I have been simulating my system with ode15s in MATLAB (all the other solvers fail quite spectacularly). My method has been to use an events function to search for collisions, and if I find a collision, then I just let the simulation fail. (This is reasonably convenient to program, because I need the events function anyway for an unrelated reason.) I am not sure how efficient this approach is. Would it be more efficient to construct ODEs for $g_i=f_i-f_{i-1}$ (with the convention $f_0=0$) and then utilize the NonNegative option, then just reconstruct $f_i$? Or would that end up being implemented in basically the same way internally? (I don't really know much about how odezero works.)

Answer 1

One way to approach this is to use some adaptive scheme for your timestepping. If you have a fixed timestep width, it can happen that two of your particles switch positions (as you said). If you build a mechanism into your algorithm that reduces the time-step $h$ whenever two particles get too close to each other $|f_i(x) - f_{i+1}(x)|<\epsilon$, then your divergent force will prevent that they infact switch places. Depending on your timestepping scheme that should not be too hard to implement.

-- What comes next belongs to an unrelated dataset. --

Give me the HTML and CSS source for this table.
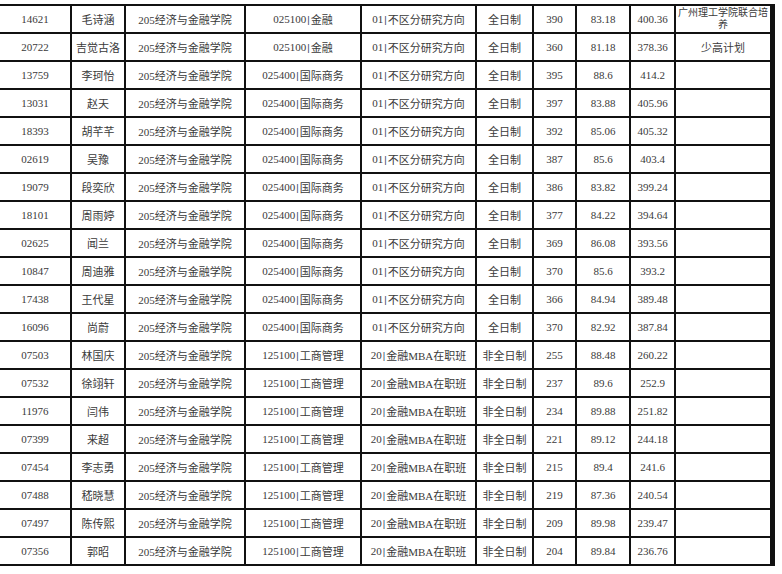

You could use some heuristic like:

$h = min(h_0~~ , ~ \omega \min{\Big( |f_i(x) - f_{i+1}|\Big)})$

and play around with the parameter $\omega$ until it runs sufficiently stable. With this you also have an upper bound of your timestepping error.

Another approach is to test for the correct ordering after each timestep. If you find that two particles have changed places, then you discard the last step and redo it with a timestep that is a lot smaller.

I should also mention that the two approaches will not scale well if the number of particles gets too high, as then the likelihood of any two particles being close to each other at each instance of time is quite high.